For the RIN insulation theme, the firm highlights Delek US Holdings Inc. and HF Sinclair Corp. RIN insulation refers to a refiner’s ability to avoid paying for Renewable Identification Numbers — the compliance credits the U.S. government requires fuel producers to purchase each year under the Renewable Fuel Standard.
Refiners that receive Small Refinery Exemptions from the EPA are excused from that obligation entirely; in a high-RIN-price environment, that exemption can be worth hundreds of millions of dollars in avoided costs.
For investors seeking exposure to widening light-heavy crude differentials — a longer-dated structural call driven by Canadian production growth, Venezuelan supply recovery and an eventual OPEC+ unwind — Goldman points to Valero Energy Corp. and PBF Energy Inc.

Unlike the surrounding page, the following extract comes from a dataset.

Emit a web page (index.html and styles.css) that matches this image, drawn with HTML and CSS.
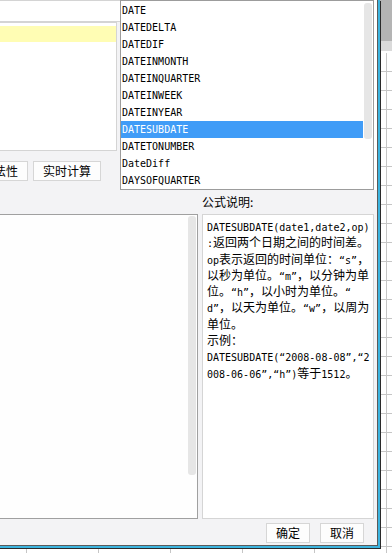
FILE: index.html
```html
<!DOCTYPE html>
<html lang="zh-CN">
<head>
    <meta charset="UTF-8">
    <meta name="viewport" content="width=device-width, initial-scale=1.0">
    <title>公式编辑</title>
    <link rel="stylesheet" href="styles.css">
</head>
<body>
    <div class="dialog">
        <div class="formula-input"></div>

        <div class="fn-list">
            <div class="fn-row selected"></div>
        </div>

        <div class="actions">
            <button class="btn">检查合法性</button>
            <button class="btn">实时计算</button>
        </div>

        <div class="main">
            <div class="help-title">公式说明:</div>
            <div class="editor">
                <div class="thumb editor-thumb"></div>
            </div>
            <div class="help-box">
                <span class="en">DATESUBDATE(date1,date2,op)</span><br>
                <span class="en">:</span>返回两个日期之间的时间差。<br>
                <span class="en">op</span>表示返回的时间单位：<span class="en">“s”</span>，<br>
                以秒为单位。<span class="en">“m”</span>，以分钟为单<br>
                位。<span class="en">“h”</span>，以小时为单位。<span class="en">“</span><br>
                <span class="en">d”</span>，以天为单位。<span class="en">“w”</span>，以周为<br>
                单位。<br>
                示例：<br>
                <span class="en">DATESUBDATE(“2008-08-08”,“2</span><br>
                <span class="en">008-06-06”,“h”)</span>等于<span class="en">1512</span>。
            </div>
        </div>

        <div class="footer">
            <button class="btn">确定</button>
            <button class="btn">取消</button>
        </div>

        <!-- 函数下拉列表 -->
        <div class="dropdown">
            <div class="dd-items">
                <div class="dd-item">DATE</div>
                <div class="dd-item">DATEDELTA</div>
                <div class="dd-item">DATEDIF</div>
                <div class="dd-item">DATEINMONTH</div>
                <div class="dd-item">DATEINQUARTER</div>
                <div class="dd-item">DATEINWEEK</div>
                <div class="dd-item">DATEINYEAR</div>
                <div class="dd-item active">DATESUBDATE</div>
                <div class="dd-item">DATETONUMBER</div>
                <div class="dd-item">DateDiff</div>
                <div class="dd-item">DAYSOFQUARTER</div>
            </div>
            <div class="thumb dd-thumb"></div>
        </div>
    </div>
</body>
</html>
```

FILE: styles.css
```css
* {
    box-sizing: border-box;
}

html,
body {
    margin: 0;
    padding: 0;
}

body {
    width: 392px;
    height: 553px;
    overflow: hidden;
    font-family: "Noto Sans CJK SC", sans-serif;
    font-size: 12px;
    color: #000;
    background:
        linear-gradient(#b4b4b4 0 41px, #dadada 41px 51px, #fff 51px) 0 0 / 100% 53px no-repeat,
        linear-gradient(to right, transparent 71px, #c6c6c6 71px) -45px 0 / 72px 100%,
        linear-gradient(transparent 18px, #c6c6c6 18px) 0 -4px / 100% 19px,
        #fff;
}

.dialog {
    position: relative;
    width: 442px;
    height: 548px;
    margin-left: -62px;
    padding: 0 4px 3px 10px;
    background: #f3f3f5;
    border-right: 2px solid #3cb4df;
    border-bottom: 2px solid #3cb4df;
    box-shadow: 1px 1px 0 #2a2a2a, inset -1px -1px 0 #5a5a5a;
}

.formula-input {
    height: 22px;
    background: #fff;
    border: 1px solid #d4d4d4;
}

.fn-list {
    width: 169px;
    height: 129px;
    padding-top: 3px;
    background: #fff;
    border: 1px solid #d4d4d4;
}

.fn-row {
    height: 16px;
}

.fn-row.selected {
    background: #fffdb4;
}

.actions {
    display: flex;
    gap: 5px;
    margin-top: 10px;
}

.btn {
    height: 20px;
    margin: 0;
    padding: 0 9px;
    font-family: "Noto Sans CJK SC", sans-serif;
    font-size: 12px;
    line-height: 18px;
    color: #000;
    background: #fdfdfd;
    border: 1px solid #d6d6d6;
    border-radius: 0;
}

.main {
    display: grid;
    grid-template-columns: 250px 172px;
    grid-template-rows: 25px 305px;
    column-gap: 4px;
    margin-top: 8px;
}

.help-title {
    grid-column: 2;
    grid-row: 1;
    line-height: 25px;
}

.editor {
    grid-column: 1;
    grid-row: 2;
    display: flex;
    justify-content: flex-end;
    align-items: flex-start;
    padding: 1px 1px 0 0;
    background: #fefefe;
    border: 1px solid #a0a0a0;
}

.thumb {
    width: 8px;
    background: #e6e6e6;
    border-radius: 3px;
}

.editor-thumb {
    height: 259px;
}

.help-box {
    grid-column: 2;
    grid-row: 2;
    padding: 3px 0 0 4px;
    background: #fff;
    border: 1px solid #d5d5d5;
    line-height: 16.3px;
    white-space: nowrap;
    overflow: hidden;
}

.en {
    font-family: "DejaVu Sans Mono", monospace;
    font-size: 10px;
    line-height: 10px;
}

.footer {
    display: flex;
    justify-content: flex-end;
    gap: 10px;
    margin-top: 4px;
    padding-right: 10px;
}

.dropdown {
    position: absolute;
    top: 0;
    left: 182px;
    width: 254px;
    height: 190px;
    display: flex;
    align-items: flex-start;
    padding-top: 1px;
    background: #fff;
    border: 1px solid #9c9c9c;
    box-shadow: 3px 0 0 #fff;
}

.dd-items {
    width: 242px;
}

.dd-item {
    height: 17px;
    padding-left: 1px;
    font-family: "DejaVu Sans Mono", monospace;
    font-size: 10px;
    line-height: 17px;
}

.dd-item.active {
    background: #409cf7;
    color: #fff;
}

.dd-thumb {
    height: 136px;
    margin: 1px 1px 0 1px;
}
```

The open question is the one no model can answer: how long does the Strait of Hormuz stay closed.
A temporary shock with a clean resolution is one scenario. A grinding, multi-month disruption that bleeds into food, freight and manufacturing costs is another.
The March CPI data settled one debate — the war has arrived in American prices. It opened a larger one about whether this is a spike or a new inflationary regime.